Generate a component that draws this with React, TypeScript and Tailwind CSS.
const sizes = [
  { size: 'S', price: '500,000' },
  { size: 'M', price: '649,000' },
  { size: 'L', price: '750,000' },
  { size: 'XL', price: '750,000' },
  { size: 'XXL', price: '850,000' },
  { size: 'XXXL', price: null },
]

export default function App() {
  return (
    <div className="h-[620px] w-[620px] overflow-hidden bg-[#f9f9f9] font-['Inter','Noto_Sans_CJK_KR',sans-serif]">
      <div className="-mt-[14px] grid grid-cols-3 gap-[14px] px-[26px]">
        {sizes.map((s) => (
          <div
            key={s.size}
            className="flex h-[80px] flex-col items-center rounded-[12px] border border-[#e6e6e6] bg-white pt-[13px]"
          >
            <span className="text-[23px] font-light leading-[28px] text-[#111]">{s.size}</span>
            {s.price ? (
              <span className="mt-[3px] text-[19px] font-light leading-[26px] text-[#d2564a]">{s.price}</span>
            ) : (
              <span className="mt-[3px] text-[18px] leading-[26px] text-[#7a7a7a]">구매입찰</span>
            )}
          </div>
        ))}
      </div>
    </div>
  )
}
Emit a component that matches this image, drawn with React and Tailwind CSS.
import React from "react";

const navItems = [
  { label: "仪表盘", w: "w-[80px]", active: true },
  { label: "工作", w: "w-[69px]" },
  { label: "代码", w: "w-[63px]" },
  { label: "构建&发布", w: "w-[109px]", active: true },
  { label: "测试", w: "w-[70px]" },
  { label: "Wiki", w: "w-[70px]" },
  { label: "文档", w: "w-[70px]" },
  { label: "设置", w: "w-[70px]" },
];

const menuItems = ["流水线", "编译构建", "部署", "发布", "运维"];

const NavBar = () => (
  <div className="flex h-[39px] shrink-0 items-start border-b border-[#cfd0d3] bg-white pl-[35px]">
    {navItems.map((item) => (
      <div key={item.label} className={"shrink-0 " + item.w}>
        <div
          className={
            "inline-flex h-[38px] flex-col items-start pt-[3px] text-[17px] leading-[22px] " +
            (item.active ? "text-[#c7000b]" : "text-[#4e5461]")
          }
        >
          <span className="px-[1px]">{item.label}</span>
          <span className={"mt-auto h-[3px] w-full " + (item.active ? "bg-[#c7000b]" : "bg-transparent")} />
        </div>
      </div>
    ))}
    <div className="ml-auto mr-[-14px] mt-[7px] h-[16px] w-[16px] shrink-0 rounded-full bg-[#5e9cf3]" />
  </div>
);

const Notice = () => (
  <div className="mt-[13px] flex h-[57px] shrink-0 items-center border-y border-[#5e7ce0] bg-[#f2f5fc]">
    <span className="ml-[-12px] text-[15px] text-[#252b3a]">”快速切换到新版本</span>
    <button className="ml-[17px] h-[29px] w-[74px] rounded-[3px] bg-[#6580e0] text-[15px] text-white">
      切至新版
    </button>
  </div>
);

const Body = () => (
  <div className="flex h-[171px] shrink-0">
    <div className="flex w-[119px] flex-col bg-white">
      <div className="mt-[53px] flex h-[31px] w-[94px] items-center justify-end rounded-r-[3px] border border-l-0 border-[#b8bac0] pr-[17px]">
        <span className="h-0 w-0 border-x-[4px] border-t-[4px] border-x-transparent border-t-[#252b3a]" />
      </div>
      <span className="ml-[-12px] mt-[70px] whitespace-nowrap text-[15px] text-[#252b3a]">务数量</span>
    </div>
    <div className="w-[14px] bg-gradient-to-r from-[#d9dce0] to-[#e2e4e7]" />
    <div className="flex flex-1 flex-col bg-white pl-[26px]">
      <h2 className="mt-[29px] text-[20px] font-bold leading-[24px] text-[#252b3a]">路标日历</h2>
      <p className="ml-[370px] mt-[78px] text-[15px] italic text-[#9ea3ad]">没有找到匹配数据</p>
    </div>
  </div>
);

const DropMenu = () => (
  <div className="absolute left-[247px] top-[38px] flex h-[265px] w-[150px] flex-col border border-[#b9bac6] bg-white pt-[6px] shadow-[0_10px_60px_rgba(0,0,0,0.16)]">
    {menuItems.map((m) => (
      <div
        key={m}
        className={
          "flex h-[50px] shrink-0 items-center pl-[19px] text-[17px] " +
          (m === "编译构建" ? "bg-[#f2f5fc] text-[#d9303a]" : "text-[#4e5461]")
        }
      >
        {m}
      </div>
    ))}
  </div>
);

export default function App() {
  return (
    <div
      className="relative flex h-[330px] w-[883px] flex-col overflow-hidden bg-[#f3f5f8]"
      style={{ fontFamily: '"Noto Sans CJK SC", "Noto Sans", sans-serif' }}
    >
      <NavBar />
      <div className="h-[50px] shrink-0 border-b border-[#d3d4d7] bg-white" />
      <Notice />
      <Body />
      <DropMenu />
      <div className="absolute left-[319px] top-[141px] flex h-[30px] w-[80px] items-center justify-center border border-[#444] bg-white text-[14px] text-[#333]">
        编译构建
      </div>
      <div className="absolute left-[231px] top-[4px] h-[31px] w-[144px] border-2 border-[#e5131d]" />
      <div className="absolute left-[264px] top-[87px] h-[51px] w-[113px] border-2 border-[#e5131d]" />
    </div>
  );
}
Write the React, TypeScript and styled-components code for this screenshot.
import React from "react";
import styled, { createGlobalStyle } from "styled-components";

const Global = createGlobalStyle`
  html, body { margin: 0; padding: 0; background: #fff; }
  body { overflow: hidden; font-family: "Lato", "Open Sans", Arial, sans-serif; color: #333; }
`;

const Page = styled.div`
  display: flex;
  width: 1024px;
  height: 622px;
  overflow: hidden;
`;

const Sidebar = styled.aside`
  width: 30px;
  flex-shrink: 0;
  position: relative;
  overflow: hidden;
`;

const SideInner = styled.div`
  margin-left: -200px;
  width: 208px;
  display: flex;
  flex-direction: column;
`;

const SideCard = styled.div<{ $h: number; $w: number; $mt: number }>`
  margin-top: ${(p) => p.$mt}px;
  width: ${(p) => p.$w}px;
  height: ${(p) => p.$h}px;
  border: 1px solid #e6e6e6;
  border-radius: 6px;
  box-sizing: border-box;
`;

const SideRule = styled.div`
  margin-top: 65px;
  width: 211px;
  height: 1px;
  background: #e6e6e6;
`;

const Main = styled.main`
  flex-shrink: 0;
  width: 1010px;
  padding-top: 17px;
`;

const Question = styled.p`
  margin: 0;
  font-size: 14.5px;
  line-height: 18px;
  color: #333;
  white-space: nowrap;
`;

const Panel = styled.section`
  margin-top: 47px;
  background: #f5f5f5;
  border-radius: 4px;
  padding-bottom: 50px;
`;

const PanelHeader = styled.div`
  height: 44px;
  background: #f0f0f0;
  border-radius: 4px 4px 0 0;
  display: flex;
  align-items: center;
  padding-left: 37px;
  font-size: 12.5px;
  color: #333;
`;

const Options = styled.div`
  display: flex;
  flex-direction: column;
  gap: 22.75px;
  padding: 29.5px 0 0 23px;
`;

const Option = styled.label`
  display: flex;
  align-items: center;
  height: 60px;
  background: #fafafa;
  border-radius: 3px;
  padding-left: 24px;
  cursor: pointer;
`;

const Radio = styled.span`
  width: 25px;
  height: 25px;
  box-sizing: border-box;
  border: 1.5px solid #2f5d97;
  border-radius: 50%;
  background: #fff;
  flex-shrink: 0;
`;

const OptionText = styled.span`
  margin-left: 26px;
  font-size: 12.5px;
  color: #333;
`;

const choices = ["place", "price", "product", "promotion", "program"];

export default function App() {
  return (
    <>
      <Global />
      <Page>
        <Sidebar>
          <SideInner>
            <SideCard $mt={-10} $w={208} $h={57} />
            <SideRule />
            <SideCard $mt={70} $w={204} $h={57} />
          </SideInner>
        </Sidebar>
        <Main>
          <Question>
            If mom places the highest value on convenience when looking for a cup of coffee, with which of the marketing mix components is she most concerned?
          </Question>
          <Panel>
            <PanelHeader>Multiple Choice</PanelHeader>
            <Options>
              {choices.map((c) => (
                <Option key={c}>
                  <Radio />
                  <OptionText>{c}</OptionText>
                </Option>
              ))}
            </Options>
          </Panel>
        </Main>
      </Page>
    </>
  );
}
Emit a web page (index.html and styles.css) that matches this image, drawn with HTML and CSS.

▬▬▬▬▬▬▬▬▬▬

Copy every line of the data that holds the string "TypeScript".

Generate a component that draws this with React, TypeScript and Tailwind CSS.
Write the React, TypeScript and styled-components code for this screenshot.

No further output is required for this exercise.